Alfred pursued the Danish troops with his own small mounted force, but he was too late. By the time he had reached Exeter, Guthrum had already taken the town, and the Danes were fattening themselves on the fresh provisions of their new fortress. Then, to make matters worse, Alfred received news that an enormous Viking fleet was moving along the southern coast of Wessex. Several thousand more Danish soldiers would soon be sailing up the river Exe to join Guthrum in his conquest of Wessex. With these troops, the Viking conquest of Wessex would be inevitable.

The fate of Wessex was all but sealed. Once this new navy joined forces with Guthrum, it would be impossible to drive the Danes from their freshly fortified stronghold in Exeter. Though Alfred’s navy had been successful in repelling an earlier Viking fleet, that fleet had consisted of a mere seven ships. This new naval force was more than twenty times that size and far too large for Alfred to engage ship-to-ship. Only a miracle could prevent Wessex from being overrun by this pagan force.

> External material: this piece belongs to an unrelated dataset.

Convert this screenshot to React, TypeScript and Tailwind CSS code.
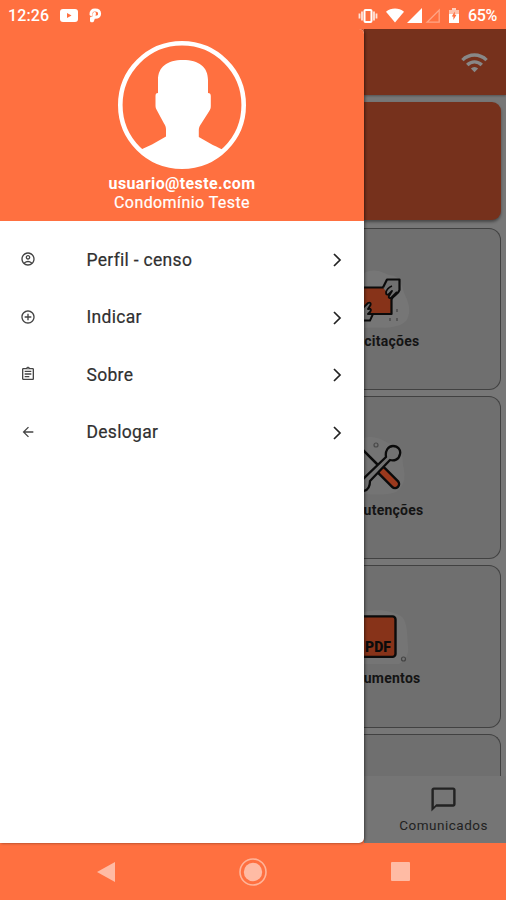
import React from "react";
import {
    MdAddCircleOutline,
    MdArrowBack,
    MdOutlineAccountCircle,
    MdOutlineAssignment,
    MdOutlineChatBubbleOutline,
    MdWifi,
} from "react-icons/md";

const menuItems = [
    { id: 1, label: "Perfil - censo", icon: MdOutlineAccountCircle },
    { id: 2, label: "Indicar", icon: MdAddCircleOutline },
    { id: 3, label: "Sobre", icon: MdOutlineAssignment },
    { id: 4, label: "Deslogar", icon: MdArrowBack },
];

const StatusBar = () => (
    <div className="z-20 flex h-[29px] shrink-0 items-center justify-between bg-[#ff7040] pt-[2px] pr-[6px] pl-[8px] text-[16px] font-medium text-white">
        <div className="flex items-center">
            <span className="w-[42px] tracking-[0.1px]">12:26</span>
            <svg className="ml-[10px]" width="18" height="13" viewBox="0 0 18 13">
                <rect width="18" height="13" rx="3" fill="#fff" />
                <path d="M7 4v5l4.5-2.500z" fill="#ff7040" />
            </svg>
            <svg className="ml-[11px]" width="13" height="15" viewBox="0 0 13 15" fill="none">
                <path
                    d="M2 6.500C1.800 3.200 3.500 2 6 2c2.800 0 4.600 1.300 4.600 3.800S8.800 9.500 6 9.300M5.500 5.500l-1 4.500M2.500 10v2.800h1L4.500 10"
                    stroke="#fff"
                    strokeWidth="3"
                    strokeLinecap="round"
                    strokeLinejoin="round"
                />
            </svg>
        </div>
        <div className="flex items-center">
            <svg width="20" height="14" viewBox="0 0 20 14" fill="none" stroke="#fff">
                <rect x="6.500" y="1" width="7" height="12" rx="1" strokeWidth="2" />
                <path d="M4 2.500v9M16 2.500v9" strokeWidth="1.800" stroke="#ffe3d9" />
                <path d="M1.500 4.500v5M18.500 4.500v5" strokeWidth="1.800" stroke="#ffe3d9" />
            </svg>
            <svg className="ml-[8px]" width="18" height="15" viewBox="0 0 19 15">
                <path d="M0 3.6C5.4-.9 13.6-.9 19 3.6L9.5 15z" fill="#fff" />
            </svg>
            <svg className="ml-[3px]" width="15" height="15" viewBox="0 0 15 15">
                <path d="M0 15 15 0v15z" fill="#fff" />
            </svg>
            <svg className="ml-[3px]" width="15" height="15" viewBox="0 0 15 15">
                <path d="M2 14.2 14.2 2v12.2z" fill="none" stroke="#ffa586" strokeWidth="1.3" />
            </svg>
            <svg className="ml-[9px]" width="10" height="15" viewBox="0 0 10 15">
                <path d="M3 0h4v2H3z" fill="#ffd0bf" />
                <path d="M0 2h10v4H0z" fill="#ffc0aa" />
                <path d="M0 6h10v9H0z" fill="#fff" />
                <path d="M5.8 3.5v3.3h1.7L4.4 12V8.5H2.8z" fill="#ff7040" />
            </svg>
            <span className="ml-[9px] w-[32px] tracking-[-0.3px]">65%</span>
        </div>
    </div>
);

const Avatar = () => (
    <svg width="130" height="130" viewBox="0 0 130 130">
        <defs>
            <clipPath id="avatar">
                <circle cx="65" cy="65" r="63" />
            </clipPath>
        </defs>
        <path
            clipPath="url(#avatar)"
            fill="#fff"
            d="M41 53V40C41 27 50 20 66 20S91 27 91 40v13c2 0 2.8 1 2.8 3v10c0 2-.5 3.5-1.5 5L84 84c-1.5 2-2.2 4-2.2 6v7l14 8c5 2 8 4 11.5 5.5L130 130H0l23-20 12-5.5 14-8v-7c0-2-.5-4-2-6l-7-13c-1-1.5-1.5-3-1.5-5V56c0-2 .5-3 2.5-3z"
        />
        <circle cx="65" cy="65" r="61.7" fill="none" stroke="#fff" strokeWidth="4.6" />
    </svg>
);

const Drawer = () => (
    <div className="z-10 flex w-[364px] shrink-0 flex-col overflow-hidden rounded-r-[5px] bg-white shadow-[1px_0_3px_rgba(0,0,0,0.5)]">
        <div className="flex h-[192px] shrink-0 flex-col items-center bg-[#ff7040] pt-[11px] text-[16px] leading-[19px] text-white">
            <Avatar />
            <div className="mt-[4px] font-bold tracking-[0.38px]">usuario@teste.com</div>
            <div className="tracking-[0.42px] [-webkit-text-stroke:0.2px_#fff]">Condomínio Teste</div>
        </div>
        <div className="flex flex-col pt-[10px]">
            {menuItems.map(({ id, label, icon: Icon }) => (
                <div key={id} className="flex h-[57.5px] items-center pr-[20px] pl-[20px]">
                    <Icon className="mb-px h-[16px] w-[16px] text-[#444]" />
                    <span className="ml-[50.5px] grow text-[17.5px] tracking-[0.3px] text-[#303030] [-webkit-text-stroke:0.2px_#303030]">
                        {label}
                    </span>
                    <svg className="mt-px" width="14" height="14" viewBox="0 0 14 14">
                        <path d="m4 1 6 6-6 6" fill="none" stroke="#222" strokeWidth="1.7" />
                    </svg>
                </div>
            ))}
        </div>
    </div>
);

const HandsIcon = () => (
    <svg width="52" height="64" viewBox="0 0 52 64" stroke="#0b0b0b" strokeWidth="2.2" strokeLinejoin="round">
        <path d="M0 5C12-1 21 6 25 7c12 0 13 12 16 20 6 12 5 20 1 26-9 9-27 6-42 7z" fill="#767676" stroke="none" />
        <path d="M-2 19.5h29.500V46H-2z" fill="#873319" />
        <path d="m19 19.5 4-8h12.500v10.500c-1 4-6 5-8 9" fill="#707070" />
        <path d="M28 18c-3 1-6 4-6 7 0 2 2 2 3 1l3-3-3 5c-1 2 1 3 3 1l5-5" fill="#707070" strokeWidth="1.800" />
        <path
            d="M-1 44v-4l5-5c2-1 3 0 2.500 2L4 41c3-1 3.500 1 2 3l-2 2h5l-3 6.500H-1"
            fill="#707070"
            strokeWidth="1.900"
        />
        <path d="M33 41v3M33 50v3M26 50v3" stroke="#4c4c4c" strokeWidth="1.5" />
    </svg>
);

const ToolsIcon = () => (
    <svg width="52" height="64" viewBox="0 0 52 64" strokeLinecap="round" strokeLinejoin="round">
        <path d="M0 1c8-3 18 1 24 5 12 2 15 10 15 22 3 12 2 20-7 27-7 3-18 3-32 2z" fill="#747474" />
        <path d="m-3 11 17 17" stroke="#0b0b0b" strokeWidth="2.5" />
        <path d="m18 34 13 13" stroke="#0b0b0b" strokeWidth="10.5" />
        <path d="m18 34 13 13" stroke="#9b391d" strokeWidth="5.6" />
        <path
            d="M-4 45 22 20c-1-6 2-11 7-11 5 0 8 4 7 8-1 6-6 7-10 6L6 44c0 5-2 9-6 10h-4z"
            fill="#727272"
            stroke="#0b0b0b"
            strokeWidth="2.3"
        />
        <circle cx="12" cy="8" r="2" fill="none" stroke="#494949" strokeWidth="1.2" />
    </svg>
);

const PdfIcon = () => (
    <svg width="52" height="64" viewBox="0 0 52 64">
        <path d="M0 7C16 3 28 6 37 11c7 5 6 20 7 30 1 8-2 14-9 18H0z" fill="#757575" />
        <rect x="-8" y="11.4" width="39.5" height="40.5" rx="3" fill="#873319" stroke="#0b0b0b" strokeWidth="2.4" />
        <text x="1" y="46.500" textLength="26" fontSize="14" fontWeight="900" fill="#0b0b0b">
            PDF
        </text>
        <circle cx="39.5" cy="54" r="2" fill="none" stroke="#444" strokeWidth="1.2" />
    </svg>
);

// Only the strip of the home screen to the right of the drawer is visible
const cards = [
    { id: 1, label: "citações", icon: HandsIcon, pad: "pr-[80px]" },
    { id: 2, label: "utenções", icon: ToolsIcon, pad: "pr-[76px]" },
    { id: 3, label: "umentos", icon: PdfIcon, pad: "pr-[79px]" },
];

const HomeStrip = () => (
    <div className="flex min-w-0 grow flex-col overflow-hidden bg-[#777]">
        <div className="flex h-[66px] shrink-0 items-center justify-end bg-[#76311c] pr-[17px] shadow-[0_1px_2px_rgba(0,0,0,0.3)]">
            <MdWifi className="h-[29px] w-[29px] text-[#888]" />
        </div>
        <div className="flex min-h-0 grow flex-col overflow-hidden pr-[5.5px]">
            <div className="mt-[7px] h-[118px] shrink-0 rounded-r-[9px] bg-[#76311c] shadow-[0_2px_3px_rgba(0,0,0,0.4)]" />
            <div className="mt-[7.500px] flex flex-col gap-[6px]">
                {cards.map(({ id, label, icon: Icon, pad }) => (
                    <div
                        key={id}
                        className="flex h-[162.7px] flex-col rounded-r-[12px] border border-l-0 border-[#414141] bg-[#6f6f6f] pt-[39.5px]"
                    >
                        <Icon />
                        <div
                            className={`flex justify-end overflow-hidden text-[14px] leading-[19px] font-bold tracking-[0.25px] text-[#141414] ${pad}`}
                        >
                            {label}
                        </div>
                    </div>
                ))}
                <div className="h-[60px] shrink-0 rounded-tr-[12px] border-t border-r border-[#414141] bg-[#6f6f6f]" />
            </div>
        </div>
        <div className="flex h-[67px] shrink-0 flex-col items-end bg-[#757575] pt-[9px] pr-[18px] text-[#222]">
            <MdOutlineChatBubbleOutline className="mr-[30px] h-[29px] w-[29px]" />
            <span className="mt-[2px] text-[13.5px] leading-[18px] tracking-[0.5px]">Comunicados</span>
        </div>
    </div>
);

const NavBar = () => (
    <div className="flex h-[57px] shrink-0 items-center justify-between bg-[#ff7040] pr-[96px] pl-[97px]">
        <svg width="18" height="20" viewBox="0 0 18 20">
            <path d="M18 0v20L0 10z" fill="#ffbba4" />
        </svg>
        <svg width="28" height="28" viewBox="0 0 28 28">
            <circle cx="14" cy="14" r="13" fill="none" stroke="#ffb499" strokeWidth="1.6" />
            <circle cx="14" cy="14" r="9.2" fill="#ffbba4" />
        </svg>
        <div className="h-[19px] w-[19px] rounded-[1px] bg-[#ffbba4]" />
    </div>
);

const App = () => {
    return (
        <div className="flex h-[900px] w-[506px] flex-col overflow-hidden bg-[#ff7040] font-['Roboto',sans-serif]">
            <StatusBar />
            <div className="flex min-h-0 grow">
                <Drawer />
                <HomeStrip />
            </div>
            <NavBar />
        </div>
    );
};

export default App;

And that was exactly what Alfred was given—a miracle. As the Viking longboats sailed along the southern coast, a terrible storm struck the fleet just off the shore of Swanage. Much like the great gale that was to deliver England from the invading Spanish Armada some seven centuries later, this tempest smashed the Danish ships to pieces on the perilously rocky coast of Dorset. Some accounts describe a thick mist that swallowed the ships and led them blindly to be dashed on the treacherous shores. In that one calamitous storm, 120 ships of the Viking fleet sank. Assuming that each of these ships was manned by an average of thirty men, this would have cost the Vikings thirty-six hundred men—a catastrophic loss. For Alfred, this storm was clearly nothing other than divine deliverance.